O2 has responded to criticisms of poor value offered on the iPhone deal by tripling the amount of minutes and texts it offers with the £270 Apple handset.
£35 a month tariffs will now come with 600 minutes and 500 texts, up from 200 minutes and 200 texts. And the minutes included in a £45 per month tariff have been doubled to 1200, however the number of texts remains the same at 500. The increased offerings will be available from 1 February.
The tariff change comes after staff at O2 and especially Carphone have reported exceptionally slow sales on the iPhone despite an initial spurt when it was launched on 9 November. Staff have consistently accused O2 and Apple of ‘being greedy’ in charging £270 for the handset, and then adding such a low value tariff.
A spokesman for O2 said that there were no plans to reduce the price of iPhones.
The increase of 400 extra minutes for £35 per month tariffs - which could cost O2 as much as £1200 per customer in lost revenue – has been welcomed by analysts.
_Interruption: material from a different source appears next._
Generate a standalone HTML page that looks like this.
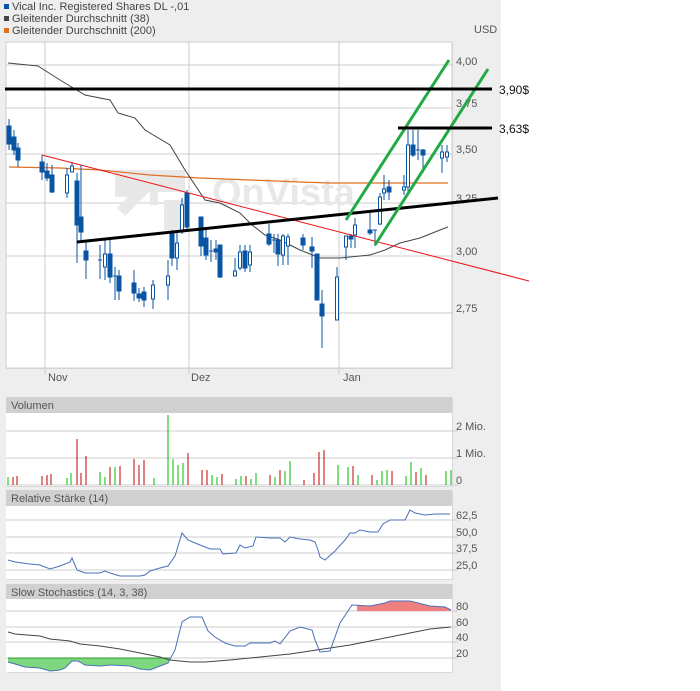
<!DOCTYPE html>
<html><head><meta charset="utf-8"><style>
html,body{margin:0;padding:0;background:#fff;}
svg{display:block;font-family:"Liberation Sans",sans-serif;}
</style></head><body>
<svg width="700" height="691" viewBox="0 0 700 691" xmlns="http://www.w3.org/2000/svg">
<rect x="0" y="0" width="501" height="691" fill="#eeeeee"/>
<rect x="4" y="4" width="5" height="5" fill="#0a54a4"/>
<text x="12" y="10" font-size="11" fill="#444">Vical Inc. Registered Shares DL -,01</text>
<rect x="4" y="16" width="5" height="5" fill="#444"/>
<text x="12" y="22" font-size="11" fill="#444">Gleitender Durchschnitt (38)</text>
<rect x="4" y="28" width="5" height="5" fill="#e07020"/>
<text x="12" y="34" font-size="11" fill="#444">Gleitender Durchschnitt (200)</text>
<text x="474" y="33" font-size="11" fill="#555">USD</text>

<rect x="7" y="43" width="446" height="326" fill="#d8d8d8"/>
<rect x="6" y="42" width="446" height="326" fill="#fff" stroke="#cfcfcf"/>
<g stroke="#cccccc" stroke-width="1" shape-rendering="crispEdges">
<line x1="6" y1="65" x2="452" y2="65"/><line x1="6" y1="108" x2="452" y2="108"/>
<line x1="6" y1="154" x2="452" y2="154"/><line x1="6" y1="203" x2="452" y2="203"/>
<line x1="6" y1="256" x2="452" y2="256"/><line x1="6" y1="313" x2="452" y2="313"/>
<line x1="45" y1="42" x2="45" y2="374"/><line x1="189" y1="42" x2="189" y2="374"/><line x1="339" y1="42" x2="339" y2="374"/>
</g>
<g font-size="11" fill="#555">
<text x="456" y="65">4,00</text><text x="456" y="107">3,75</text><text x="456" y="153">3,50</text>
<text x="456" y="202">3,25</text><text x="456" y="255">3,00</text><text x="456" y="312">2,75</text>
<text x="48" y="381">Nov</text><text x="191" y="381">Dez</text><text x="343" y="381">Jan</text>
</g>
<g fill="#e8e8e8">
<path d="M115 170 h70 v22 h-45 v5 h-25z"/>
<path d="M117 208 l25 -25 h-14 v-8 h30 v30 h-8 v-14 l-25 25z"/>
<rect x="164" y="200" width="20" height="30"/>
<text x="212" y="205" font-size="38" font-weight="bold">OnVista</text>
</g>
<polyline fill="none" stroke="#e07020" stroke-width="1.2" points="9,167 60,168 100,170 150,175 200,178 250,180 300,182 330,183 448,183"/>
<polyline fill="none" stroke="#444" stroke-width="1" points="8,63 38,66 60,80 85,95 110,100 118,113 135,118 145,130 170,145 185,170 205,200 220,203 240,213 252,225 265,235 280,240 300,250 320,258 340,258 370,255 385,250 400,243 420,238 440,230 448,227"/>
<g stroke="#0a54a4" stroke-width="1" fill="#0a54a4" shape-rendering="crispEdges">
<line x1="9" y1="119" x2="9" y2="150"/><rect x="7" y="126" width="4" height="18"/>
<line x1="14" y1="130" x2="14" y2="155"/><rect x="12" y="137" width="4" height="13"/>
<line x1="18" y1="143" x2="18" y2="167"/><rect x="16" y="148" width="4" height="12"/>
<line x1="42" y1="155" x2="42" y2="180"/><rect x="40" y="162" width="4" height="10"/>
<line x1="47" y1="163" x2="47" y2="181"/><rect x="45" y="171" width="4" height="7"/>
<line x1="52" y1="165" x2="52" y2="193"/><rect x="50" y="175" width="4" height="17"/>
<line x1="67" y1="168" x2="67" y2="198"/><rect x="65.5" y="175" width="3" height="18" fill="#fff"/>
<line x1="72" y1="162" x2="72" y2="172"/><rect x="70.5" y="166" width="3" height="6" fill="#fff"/>
<line x1="77" y1="173" x2="77" y2="263"/><rect x="75" y="181" width="4" height="44"/>
<line x1="81" y1="165" x2="81" y2="240"/><rect x="79" y="217" width="4" height="15"/>
<line x1="86" y1="240" x2="86" y2="279"/><rect x="84" y="251" width="4" height="9"/>
<line x1="100" y1="245" x2="100" y2="279"/><line x1="98" y1="260" x2="102" y2="260"/>
<line x1="105" y1="240" x2="105" y2="280"/><rect x="103.5" y="254" width="3" height="13" fill="#fff"/>
<line x1="110" y1="240" x2="110" y2="283"/><rect x="108" y="254" width="4" height="23"/>
<line x1="115" y1="267" x2="115" y2="300"/><line x1="113" y1="276" x2="117" y2="276"/>
<line x1="119" y1="270" x2="119" y2="300"/><rect x="117" y="276" width="4" height="15"/>
<line x1="134" y1="270" x2="134" y2="301"/><rect x="132" y="283" width="4" height="10"/>
<line x1="139" y1="288" x2="139" y2="302"/><rect x="137" y="294" width="4" height="4"/>
<line x1="144" y1="287" x2="144" y2="307"/><rect x="142" y="292" width="4" height="8"/>
<line x1="153" y1="280" x2="153" y2="309"/><rect x="151.5" y="285" width="3" height="14" fill="#fff"/>
<line x1="168" y1="260" x2="168" y2="300"/><rect x="166.5" y="276" width="3" height="9" fill="#fff"/>
<line x1="172" y1="230" x2="172" y2="266"/><rect x="170" y="233" width="4" height="25"/>
<line x1="177" y1="233" x2="177" y2="270"/><rect x="175.5" y="243" width="3" height="15" fill="#fff"/>
<line x1="182" y1="198" x2="182" y2="234"/><rect x="180.5" y="205" width="3" height="27" fill="#fff"/>
<line x1="187" y1="190" x2="187" y2="232"/><rect x="185" y="193" width="4" height="34"/>
<line x1="201" y1="217" x2="201" y2="256"/><rect x="199" y="217" width="4" height="29"/>
<line x1="206" y1="228" x2="206" y2="260"/><rect x="204" y="238" width="4" height="17"/>
<line x1="211" y1="240" x2="211" y2="262"/><line x1="209" y1="251" x2="213" y2="251"/>
<line x1="216" y1="240" x2="216" y2="260"/><rect x="214" y="249" width="4" height="3"/>
<line x1="220" y1="245" x2="220" y2="278"/><rect x="218" y="245" width="4" height="32"/>
<line x1="235" y1="258" x2="235" y2="276"/><rect x="233.5" y="271" width="3" height="5" fill="#fff"/>
<line x1="240" y1="245" x2="240" y2="270"/><rect x="238.5" y="252" width="3" height="16" fill="#fff"/>
<line x1="245" y1="245" x2="245" y2="272"/><rect x="243" y="251" width="4" height="17"/>
<line x1="250" y1="245" x2="250" y2="272"/><rect x="248.5" y="252" width="3" height="13" fill="#fff"/>
<line x1="269" y1="224" x2="269" y2="246"/><rect x="267" y="234" width="4" height="10"/>
<line x1="274" y1="234" x2="274" y2="253"/><line x1="272" y1="240" x2="276" y2="240"/>
<line x1="278" y1="234" x2="278" y2="266"/><rect x="276" y="240" width="4" height="14"/>
<line x1="283" y1="234" x2="283" y2="265"/><rect x="281.5" y="236" width="3" height="19" fill="#fff"/>
<line x1="288" y1="234" x2="288" y2="265"/><rect x="286.5" y="237" width="3" height="9" fill="#fff"/>
<line x1="303" y1="234" x2="303" y2="250"/><rect x="301" y="238" width="4" height="7"/>
<line x1="312" y1="237" x2="312" y2="268"/><rect x="310" y="247" width="4" height="4"/>
<line x1="317" y1="254" x2="317" y2="300"/><rect x="315" y="254" width="4" height="46"/>
<line x1="322" y1="290" x2="322" y2="348"/><rect x="320" y="304" width="4" height="12"/>
<line x1="337" y1="267" x2="337" y2="320"/><rect x="335.5" y="277" width="3" height="43" fill="#fff"/>
<line x1="346" y1="237" x2="346" y2="260"/><rect x="344.5" y="236" width="3" height="11" fill="#fff"/>
<line x1="351" y1="234" x2="351" y2="248"/><rect x="349" y="236" width="4" height="3"/>
<line x1="355" y1="218" x2="355" y2="248"/><rect x="353.5" y="225" width="3" height="10" fill="#fff"/>
<line x1="370" y1="213" x2="370" y2="235"/><rect x="368" y="230" width="4" height="3"/>
<line x1="375" y1="230" x2="375" y2="246"/><line x1="373" y1="230" x2="377" y2="230"/>
<line x1="380" y1="193" x2="380" y2="225"/><rect x="378.5" y="197" width="3" height="27" fill="#fff"/>
<line x1="384" y1="175" x2="384" y2="200"/><rect x="382.5" y="189" width="3" height="4" fill="#fff"/>
<line x1="389" y1="180" x2="389" y2="200"/><rect x="387" y="187" width="4" height="5"/>
<line x1="404" y1="175" x2="404" y2="195"/><rect x="402.5" y="187" width="3" height="3" fill="#fff"/>
<line x1="408" y1="130" x2="408" y2="195"/><rect x="406.5" y="145" width="3" height="42" fill="#fff"/>
<line x1="413" y1="130" x2="413" y2="157"/><rect x="411" y="145" width="4" height="10"/>
<line x1="418" y1="130" x2="418" y2="160"/><line x1="416" y1="150" x2="420" y2="150"/>
<line x1="423" y1="149" x2="423" y2="173"/><rect x="421" y="150" width="4" height="5"/>
<line x1="442" y1="145" x2="442" y2="173"/><rect x="440.5" y="152" width="3" height="6" fill="#fff"/>
<line x1="447" y1="145" x2="447" y2="162"/><rect x="445.5" y="152" width="3" height="5" fill="#fff"/>
</g>
<line x1="42" y1="155" x2="529" y2="281" stroke="#ee1111" stroke-width="1"/>
<line x1="77" y1="242" x2="498" y2="198" stroke="#000" stroke-width="3"/>
<line x1="346" y1="220" x2="449" y2="60" stroke="#22aa44" stroke-width="3"/>
<line x1="375" y1="245" x2="488" y2="69" stroke="#22aa44" stroke-width="3"/>
<line x1="5" y1="89" x2="492" y2="89" stroke="#000" stroke-width="3"/>
<line x1="398" y1="128" x2="492" y2="128" stroke="#000" stroke-width="3"/>
<text x="499" y="94" font-size="12" fill="#111">3,90$</text>
<text x="499" y="133" font-size="12" fill="#111">3,63$</text>

<rect x="7" y="398" width="446" height="89" fill="#d8d8d8"/>
<rect x="6" y="397" width="446" height="16" fill="#d0d0d0"/>
<text x="11" y="409" font-size="11" fill="#555">Volumen</text>
<rect x="6" y="413" width="446" height="73" fill="#fff"/>
<g stroke="#cccccc" shape-rendering="crispEdges"><line x1="6" y1="431" x2="458" y2="431"/><line x1="6" y1="458" x2="458" y2="458"/><line x1="6" y1="485" x2="458" y2="485"/></g>
<g font-size="11" fill="#555"><text x="456" y="430">2 Mio.</text><text x="456" y="457">1 Mio.</text><text x="456" y="484">0</text></g>
<g stroke-width="1" shape-rendering="crispEdges">
<g stroke="#00bb00"><path d="M8 485V477M67 485V478M71 485V473M100 485V472M105 485V477M115 485V467M154 485V478M168 485V415M173 485V459M178 485V465M183 485V463M212 485V475M217 485V477M236 485V479M241 485V476M251 485V479M256 485V473M275 485V477M285 485V471M290 485V461M338 485V465M348 485V467M358 485V475M377 485V480M382 485V471M387 485V470M406 485V476M411 485V462M421 485V468M446 485V471M451 485V470"/></g>
<g stroke="#c00000"><path d="M13 485V477M17 485V476M42 485V476M47 485V475M51 485V474M77 485V439M81 485V473M86 485V456M110 485V467M120 485V466M134 485V459M139 485V465M144 485V460M188 485V453M202 485V470M207 485V470M222 485V474M246 485V476M270 485V475M280 485V470M304 485V480M314 485V473M319 485V452M324 485V450M353 485V466M372 485V475M392 485V471M416 485V472M426 485V475"/></g>
</g>

<rect x="7" y="491" width="446" height="89" fill="#d8d8d8"/>
<rect x="6" y="490" width="446" height="16" fill="#d0d0d0"/>
<text x="11" y="502" font-size="11" fill="#555">Relative Stärke (14)</text>
<rect x="6" y="506" width="446" height="73" fill="#fff"/>
<g stroke="#cccccc" shape-rendering="crispEdges"><line x1="6" y1="520" x2="458" y2="520"/><line x1="6" y1="537" x2="458" y2="537"/><line x1="6" y1="553" x2="458" y2="553"/><line x1="6" y1="570" x2="458" y2="570"/></g>
<g font-size="11" fill="#555"><text x="456" y="519">62,5</text><text x="456" y="536">50,0</text><text x="456" y="552">37,5</text><text x="456" y="569">25,0</text></g>
<polyline fill="none" stroke="#4a70b8" stroke-width="1" points="8,560 15,562 30,564 40,565 50,569 60,566 70,562 72,558 77,570 85,573 100,573 105,571 110,573 120,576 140,576 145,575 150,571 160,568 168,566 175,556 182,533 188,540 200,545 210,549 220,549 223,554 236,553 240,545 245,548 253,546 256,537 270,538 280,538 285,542 290,537 300,539 310,540 315,542 318,550 320,557 325,560 335,551 345,540 350,533 355,533 360,530 370,532 378,532 383,524 390,520 405,520 410,510 415,513 425,515 435,514 450,514"/>

<rect x="7" y="585" width="446" height="88" fill="#d8d8d8"/>
<rect x="6" y="584" width="446" height="15" fill="#d0d0d0"/>
<text x="11" y="596" font-size="11" fill="#555">Slow Stochastics (14, 3, 38)</text>
<rect x="6" y="599" width="446" height="73" fill="#fff"/>
<g stroke="#cccccc" shape-rendering="crispEdges"><line x1="6" y1="611" x2="458" y2="611"/><line x1="6" y1="627" x2="458" y2="627"/><line x1="6" y1="642" x2="458" y2="642"/><line x1="6" y1="658" x2="458" y2="658"/></g>
<g font-size="11" fill="#555"><text x="456" y="610">80</text><text x="456" y="626">60</text><text x="456" y="641">40</text><text x="456" y="657">20</text></g>
<polygon fill="#7ed87e" points="8,658 8,662 15,664 25,667 40,668 50,671 60,670 65,668 72,661 78,661 85,665 100,666 110,665 130,666 140,669 150,670 160,666 168,663 170,658"/>
<line x1="8" y1="658" x2="170" y2="658" stroke="#339933"/>
<polygon fill="#f08080" points="357,611 357,605 370,606 385,603 390,601 410,601 430,606 445,607 451,610 451,611"/>
<polyline fill="none" stroke="#444" stroke-width="1" points="8,632 15,634 40,636 50,639 70,641 80,644 100,646 120,649 135,652 145,654 160,657 170,660 190,662 205,662 230,660 250,658 270,656 290,654 310,651 330,648 350,645 370,641 390,637 410,633 430,629 451,627"/>
<polyline fill="none" stroke="#4a70b8" stroke-width="1" points="8,662 15,664 25,667 40,668 50,671 60,670 65,668 72,661 78,661 85,665 100,666 110,665 130,666 140,669 150,670 160,666 168,663 175,650 182,622 190,617 202,617 208,631 215,637 225,643 235,646 245,646 250,643 258,643 270,643 275,641 280,644 290,631 300,627 312,630 315,640 320,652 330,651 340,623 352,605 370,606 385,603 390,601 410,601 430,606 445,607 451,610"/>
</svg>
</body></html>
The £1200 hit has been calculated if customers were making a total of 600 on the old tariff, and are now continuing with the same usage.
Shaun Collins of CCS Insight described the change as ‘a very welcome move’. He said: ‘It makes it easier for channels to sell. The tariff was always a weak point – it will unquestionably reinvigorate sales of the iPhone.’
The changes bring the iPhone tariffs closer to packages offered by other operators in the important £35 per month sector of the market, which Collins estimates accounts for 70% of the UK contract market.
O2 confirmed that existing customers who have already signed up to an iPhone contract with will have their monthly minutes and texts increased from February, a move which should avoid the backlash faced by Apple when it cut £100 of the price of the iPod two months after it launched.
Existing customers will also be allowed to downgrade to a cheaper tariff without having to extend their original contract.